# AVAILABLE DATA
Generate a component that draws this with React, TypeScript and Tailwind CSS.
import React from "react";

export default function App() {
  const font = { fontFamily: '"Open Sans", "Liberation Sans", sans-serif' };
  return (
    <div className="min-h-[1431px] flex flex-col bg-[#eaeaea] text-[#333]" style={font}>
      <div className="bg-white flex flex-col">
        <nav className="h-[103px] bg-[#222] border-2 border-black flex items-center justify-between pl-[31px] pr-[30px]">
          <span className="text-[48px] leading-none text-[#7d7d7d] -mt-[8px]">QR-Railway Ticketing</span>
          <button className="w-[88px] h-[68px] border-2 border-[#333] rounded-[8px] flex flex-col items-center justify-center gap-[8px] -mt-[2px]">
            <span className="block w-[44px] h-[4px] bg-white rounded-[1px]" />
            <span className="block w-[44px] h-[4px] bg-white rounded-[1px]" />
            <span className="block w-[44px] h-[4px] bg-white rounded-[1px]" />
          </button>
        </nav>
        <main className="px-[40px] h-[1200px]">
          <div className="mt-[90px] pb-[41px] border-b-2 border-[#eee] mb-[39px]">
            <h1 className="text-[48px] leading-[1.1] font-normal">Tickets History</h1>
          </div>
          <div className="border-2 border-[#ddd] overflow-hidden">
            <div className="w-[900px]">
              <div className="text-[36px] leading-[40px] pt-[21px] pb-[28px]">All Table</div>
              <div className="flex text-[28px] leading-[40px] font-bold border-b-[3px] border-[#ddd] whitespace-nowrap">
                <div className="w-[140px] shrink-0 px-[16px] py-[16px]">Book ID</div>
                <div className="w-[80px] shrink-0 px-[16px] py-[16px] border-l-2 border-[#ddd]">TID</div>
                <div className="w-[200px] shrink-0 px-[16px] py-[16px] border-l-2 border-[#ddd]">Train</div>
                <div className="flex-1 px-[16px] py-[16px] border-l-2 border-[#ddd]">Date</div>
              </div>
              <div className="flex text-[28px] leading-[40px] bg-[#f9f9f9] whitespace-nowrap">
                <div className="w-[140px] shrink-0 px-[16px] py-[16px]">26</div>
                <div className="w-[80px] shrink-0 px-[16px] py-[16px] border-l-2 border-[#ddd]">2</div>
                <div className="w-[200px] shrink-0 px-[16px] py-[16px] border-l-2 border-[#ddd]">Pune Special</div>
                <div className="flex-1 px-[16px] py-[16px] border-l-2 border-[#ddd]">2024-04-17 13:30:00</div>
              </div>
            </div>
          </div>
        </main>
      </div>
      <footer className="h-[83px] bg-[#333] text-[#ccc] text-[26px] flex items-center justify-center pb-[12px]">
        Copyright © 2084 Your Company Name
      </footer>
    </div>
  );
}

# AIM OF THE TASK
Write down every line of the data exactly as it appears above.

# FULL ANSWER
Generate a component that draws this with React, TypeScript and Tailwind CSS.
import React from "react";

export default function App() {
  const font = { fontFamily: '"Open Sans", "Liberation Sans", sans-serif' };
  return (
    <div className="min-h-[1431px] flex flex-col bg-[#eaeaea] text-[#333]" style={font}>
      <div className="bg-white flex flex-col">
        <nav className="h-[103px] bg-[#222] border-2 border-black flex items-center justify-between pl-[31px] pr-[30px]">
          <span className="text-[48px] leading-none text-[#7d7d7d] -mt-[8px]">QR-Railway Ticketing</span>
          <button className="w-[88px] h-[68px] border-2 border-[#333] rounded-[8px] flex flex-col items-center justify-center gap-[8px] -mt-[2px]">
            <span className="block w-[44px] h-[4px] bg-white rounded-[1px]" />
            <span className="block w-[44px] h-[4px] bg-white rounded-[1px]" />
            <span className="block w-[44px] h-[4px] bg-white rounded-[1px]" />
          </button>
        </nav>
        <main className="px-[40px] h-[1200px]">
          <div className="mt-[90px] pb-[41px] border-b-2 border-[#eee] mb-[39px]">
            <h1 className="text-[48px] leading-[1.1] font-normal">Tickets History</h1>
          </div>
          <div className="border-2 border-[#ddd] overflow-hidden">
            <div className="w-[900px]">
              <div className="text-[36px] leading-[40px] pt-[21px] pb-[28px]">All Table</div>
              <div className="flex text-[28px] leading-[40px] font-bold border-b-[3px] border-[#ddd] whitespace-nowrap">
                <div className="w-[140px] shrink-0 px-[16px] py-[16px]">Book ID</div>
                <div className="w-[80px] shrink-0 px-[16px] py-[16px] border-l-2 border-[#ddd]">TID</div>
                <div className="w-[200px] shrink-0 px-[16px] py-[16px] border-l-2 border-[#ddd]">Train</div>
                <div className="flex-1 px-[16px] py-[16px] border-l-2 border-[#ddd]">Date</div>
              </div>
              <div className="flex text-[28px] leading-[40px] bg-[#f9f9f9] whitespace-nowrap">
                <div className="w-[140px] shrink-0 px-[16px] py-[16px]">26</div>
                <div className="w-[80px] shrink-0 px-[16px] py-[16px] border-l-2 border-[#ddd]">2</div>
                <div className="w-[200px] shrink-0 px-[16px] py-[16px] border-l-2 border-[#ddd]">Pune Special</div>
                <div className="flex-1 px-[16px] py-[16px] border-l-2 border-[#ddd]">2024-04-17 13:30:00</div>
              </div>
            </div>
          </div>
        </main>
      </div>
      <footer className="h-[83px] bg-[#333] text-[#ccc] text-[26px] flex items-center justify-center pb-[12px]">
        Copyright © 2084 Your Company Name
      </footer>
    </div>
  );
}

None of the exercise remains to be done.